-------- Input rows --------

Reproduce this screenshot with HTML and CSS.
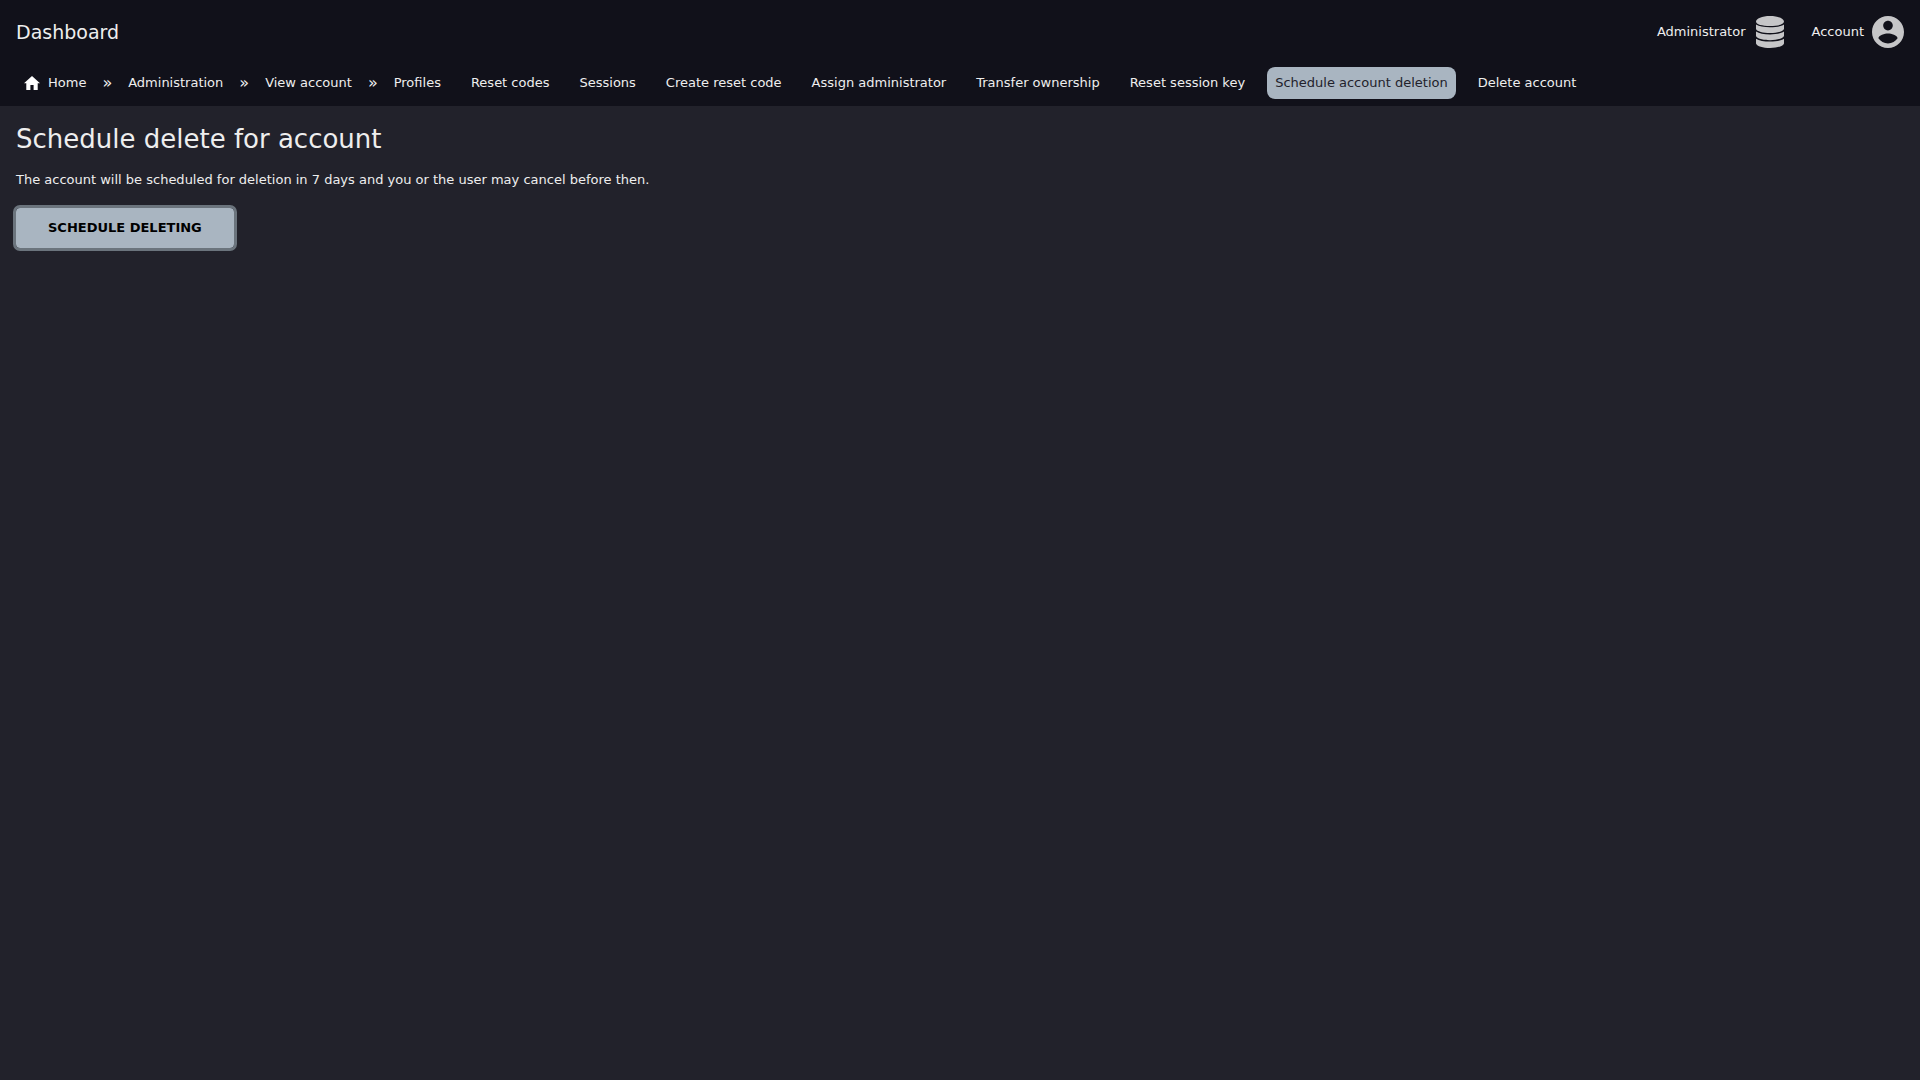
FILE: index.html
```html
<!DOCTYPE html>
<html lang="en">
<head>
<meta charset="utf-8">
<title>Schedule delete for account</title>
<link rel="stylesheet" href="styles.css">
</head>
<body>
<header class="header">
  <a class="brand" href="#">Dashboard</a>
  <div class="menus">
    <a class="menu" href="#">Administrator
      <svg class="menu-icon" viewBox="0 0 32 32" aria-hidden="true">
        <path d="M2 5.500C2 2.500 8 0 16 0s14 2.500 14 5.500S24 10 16 10 2 8.500 2 5.500z"/>
        <path d="M2 8.500C5 10.500 10 11.200 16 11.200S27 10.500 30 8.500V13c-1 2.500-7 4-14 4S3 15.500 2 13z"/>
        <path d="M2 15.500C5 17.500 10 18.400 16 18.400S27 17.500 30 15.500V20c-1 2.500-7 4.200-14 4.200S3 22.500 2 20z"/>
        <path d="M2 22.700C5 24.700 10 25.600 16 25.600S27 24.700 30 22.700V27.500C29 30.300 23 32 16 32S3 30.300 2 27.500z"/>
      </svg>
    </a>
    <a class="menu" href="#">Account
      <svg class="menu-icon" viewBox="2 2 20 20" aria-hidden="true">
        <path d="M12 2C6.480 2 2 6.480 2 12s4.480 10 10 10 10-4.480 10-10S17.520 2 12 2zm0 3c1.660 0 3 1.340 3 3s-1.340 3-3 3-3-1.340-3-3 1.340-3 3-3zm0 14.200c-2.500 0-4.710-1.280-6-3.220.030-1.990 4-3.080 6-3.080 1.990 0 5.970 1.090 6 3.080-1.290 1.940-3.500 3.220-6 3.220z"/>
      </svg>
    </a>
  </div>
</header>
<nav class="nav" aria-label="Breadcrumb">
  <div class="crumbs">
    <a class="link" href="#">
      <svg class="home-icon" viewBox="0 0 16 16" aria-hidden="true"><path d="M8 1 0 8.300h2.300V15h4.100v-5h3.200v5h4.100V8.300H16z"/></svg>
      Home</a>
    <span class="separator">»</span>
    <a class="link" href="#">Administration</a>
    <span class="separator">»</span>
    <a class="link" href="#">View account</a>
    <span class="separator">»</span>
  </div>
  <div class="links">
    <a class="link" href="#">Profiles</a>
    <a class="link" href="#">Reset codes</a>
    <a class="link" href="#">Sessions</a>
    <a class="link" href="#">Create reset code</a>
    <a class="link" href="#">Assign administrator</a>
    <a class="link" href="#">Transfer ownership</a>
    <a class="link" href="#">Reset session key</a>
    <a class="link current" href="#" aria-current="page">Schedule account deletion</a>
    <a class="link" href="#">Delete account</a>
  </div>
</nav>
<main class="content">
  <h1 class="title">Schedule delete for account</h1>
  <p class="text">The account will be scheduled for deletion in 7 days and you or the user may cancel before then.</p>
  <form>
    <button class="button" type="button">Schedule deleting</button>
  </form>
</main>
</body>
</html>
```
FILE: styles.css
```css
* {
  box-sizing: border-box;
}

body {
  margin: 0;
  background: #22222b;
  color: #eeeeee;
  font-family: "DejaVu Sans", sans-serif;
  font-size: 13px;
  line-height: 16px;
}

a {
  color: inherit;
  text-decoration: none;
}

.header {
  display: flex;
  align-items: center;
  justify-content: space-between;
  padding: 16px;
  background: #11111a;
}

.brand {
  font-size: 19px;
  line-height: 32px;
}

.menus {
  display: flex;
  gap: 26px;
}

.menu {
  display: flex;
  align-items: center;
  gap: 8px;
}

.menu-icon {
  width: 32px;
  height: 32px;
  fill: #c6c6c8;
}

.nav {
  display: flex;
  flex-wrap: wrap;
  padding: 3px 16px 7px;
  background: #11111a;
}

.crumbs {
  display: flex;
  align-items: center;
}

.links {
  display: flex;
  flex-wrap: wrap;
  gap: 0 14px;
}

.link {
  display: flex;
  align-items: center;
  gap: 8px;
  padding: 8px;
  border-radius: 8px;
}

.home-icon {
  width: 16px;
  height: 16px;
  fill: #fff;
}

.separator {
  padding: 0 8px;
  font-size: 16px;
}

.current {
  background: #a9b5c1;
  color: #22222b;
}

.content {
  padding: 16px;
}

.title {
  margin: 0 0 16px;
  font-size: 26px;
  font-weight: 400;
  line-height: 34px;
}

.text {
  margin: 0 0 20px;
}

.button {
  display: block;
  padding: 12px 32px;
  border: 0;
  border-radius: 4px;
  outline: 3px solid #6b747d;
  background: #a9b5c1;
  color: #000;
  font: inherit;
  font-weight: 700;
  text-transform: uppercase;
}
```
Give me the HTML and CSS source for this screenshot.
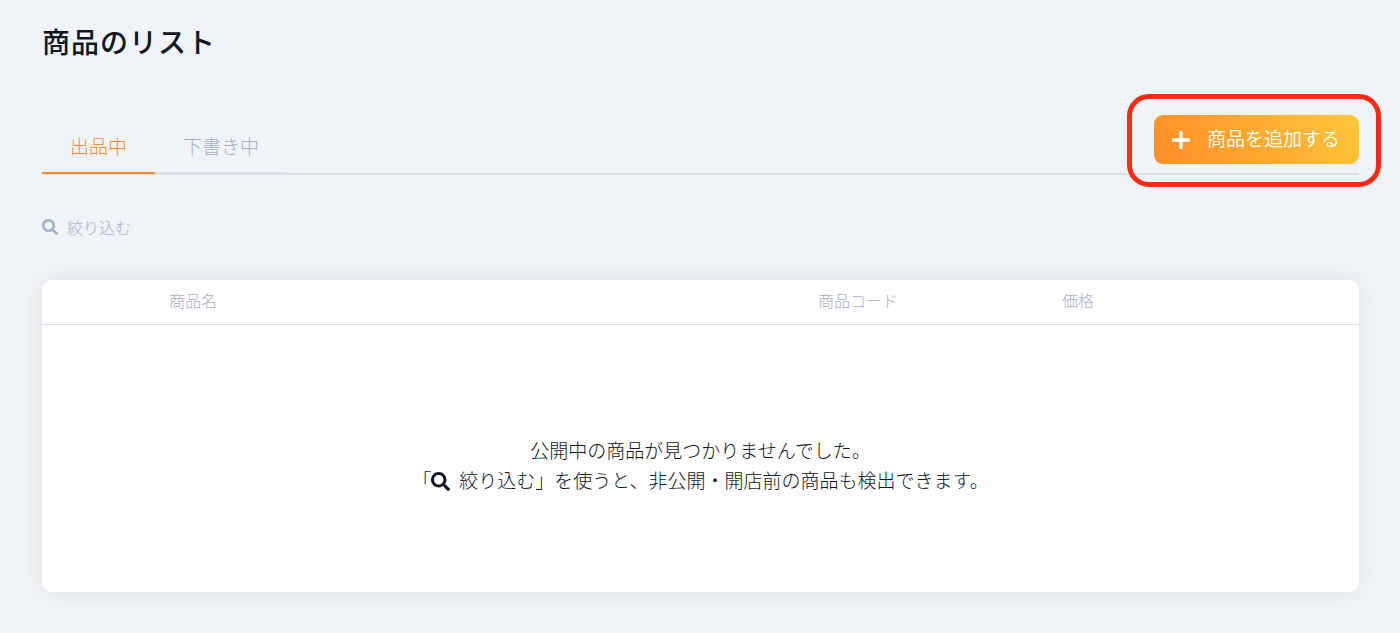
FILE: index.html
```html
<!DOCTYPE html>
<html lang="ja">
<head>
    <meta charset="UTF-8">
    <meta name="viewport" content="width=device-width, initial-scale=1.0">
    <title>商品のリスト</title>
    <link rel="stylesheet" href="styles.css">
</head>
<body>
    <svg class="sprite" aria-hidden="true">
        <symbol id="search" viewBox="0 0 512 512">
            <path d="M505 442.700L405.300 343c-4.500-4.500-10.600-7-17-7H372c27.600-35.300 44-79.700 44-128C416 93.100 322.900 0 208 0S0 93.100 0 208s93.100 208 208 208c48.300 0 92.700-16.400 128-44v16.300c0 6.400 2.500 12.500 7 17l99.700 99.700c9.400 9.400 24.600 9.400 33.900 0l28.300-28.300c9.400-9.400 9.400-24.600.1-34zM208 336c-70.700 0-128-57.200-128-128 0-70.700 57.200-128 128-128 70.700 0 128 57.200 128 128 0 70.700-57.200 128-128 128z"/>
        </symbol>
    </svg>

    <main class="page">
        <h1>商品のリスト</h1>

        <div class="toolbar">
            <nav class="tabs">
                <a class="tab active" href="#" aria-current="page">出品中</a>
                <a class="tab" href="#">下書き中</a>
            </nav>
            <div class="add">
                <button class="add-button" type="button">
                    <svg class="plus" viewBox="0 0 16 16" aria-hidden="true">
                        <path d="M8 1.200v13.600M1.200 8h13.600"/>
                    </svg>
                    商品を追加する
                </button>
                <span class="highlight"></span>
            </div>
        </div>

        <button class="filter" type="button">
            <svg class="icon" aria-hidden="true"><use href="#search"/></svg>
            絞り込む
        </button>

        <table class="products">
            <thead>
                <tr>
                    <th class="check"></th>
                    <th>商品名</th>
                    <th class="code">商品コード</th>
                    <th class="price">価格</th>
                </tr>
            </thead>
            <tbody>
                <tr>
                    <td class="empty" colspan="4">
                        公開中の商品が見つかりませんでした。<br>
                        「<svg class="icon-large" aria-hidden="true"><use href="#search"/></svg>絞り込む」を使うと、非公開・開店前の商品も検出できます。
                    </td>
                </tr>
            </tbody>
        </table>
    </main>
</body>
</html>
```

FILE: styles.css
```css
body {
    margin: 0;
    background: #f0f4f9;
    color: #0e1723;
    font-family: "Noto Sans CJK JP", sans-serif;
    font-size: 19px;
    font-weight: 300;
    line-height: 30px;
}
.sprite {
    display: none;
}
.page {
    padding: 19px 41px 41px 42px;
}
h1 {
    margin: 0;
    font-size: 28px;
    font-weight: 500;
    line-height: 44px;
    letter-spacing: 1px;
}
.toolbar {
    display: flex;
    justify-content: space-between;
    align-items: flex-end;
    margin-top: 52px;
    border-bottom: 2px solid #d9dfe9;
}
.tabs {
    display: flex;
    margin-bottom: -1px;
}
.tab {
    padding: 0 28px 11px;
    border-bottom: 2px solid #d9dfe9;
    color: #a3b2c7;
    text-decoration: none;
}
.tab.active {
    border-color: #ff8a32;
    color: #ff8a32;
}
.add {
    position: relative;
    margin-bottom: 9px;
}
.add-button {
    display: flex;
    align-items: center;
    gap: 17px;
    height: 49px;
    padding: 0 19px 4px 18px;
    border: 0;
    border-radius: 9px;
    background: linear-gradient(60deg, #ff8c26, #ffc73a);
    color: #fff;
    font: inherit;
    font-weight: 350;
    cursor: pointer;
}
.plus {
    width: 18px;
    height: 18px;
    margin-top: 5px;
    fill: none;
    stroke: #fff;
    stroke-width: 3;
    stroke-linecap: round;
}
.highlight {
    position: absolute;
    top: -21px;
    right: -22px;
    bottom: -23px;
    left: -27px;
    border: 5px solid #ff2a14;
    border-radius: 22px;
    pointer-events: none;
}
.filter {
    display: flex;
    align-items: center;
    gap: 9px;
    margin: 40px 0 0;
    padding: 0;
    border: 0;
    background: none;
    color: #a3b2c7;
    font: inherit;
    font-size: 16px;
    line-height: 24px;
    cursor: pointer;
}
.icon {
    width: 16px;
    height: 16px;
    fill: #a3b2c7;
}
.icon-large {
    width: 19px;
    height: 19px;
    margin-right: 9px;
    vertical-align: -3px;
    fill: #0e1723;
}
.products {
    width: 100%;
    margin-top: 41px;
    border-spacing: 0;
    border-radius: 9px;
    background: #fff;
    box-shadow: 0 0 20px rgba(40, 60, 80, 0.1);
    table-layout: fixed;
}
th {
    padding: 8px 0 12px;
    border-bottom: 1px solid #d9e0e9;
    color: #a3b2c7;
    font-size: 16px;
    font-weight: 300;
    line-height: 24px;
    text-align: left;
}
.check {
    width: 127px;
}
.code {
    width: 244px;
}
.price {
    width: 297px;
}
.empty {
    padding: 110px 0 97px;
    text-align: center;
}
```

--------

What you should do = Which lines contain the word "this"? Return each of them.

Finished task =
Reproduce this screenshot with HTML and CSS.
Give me the HTML and CSS source for this screenshot.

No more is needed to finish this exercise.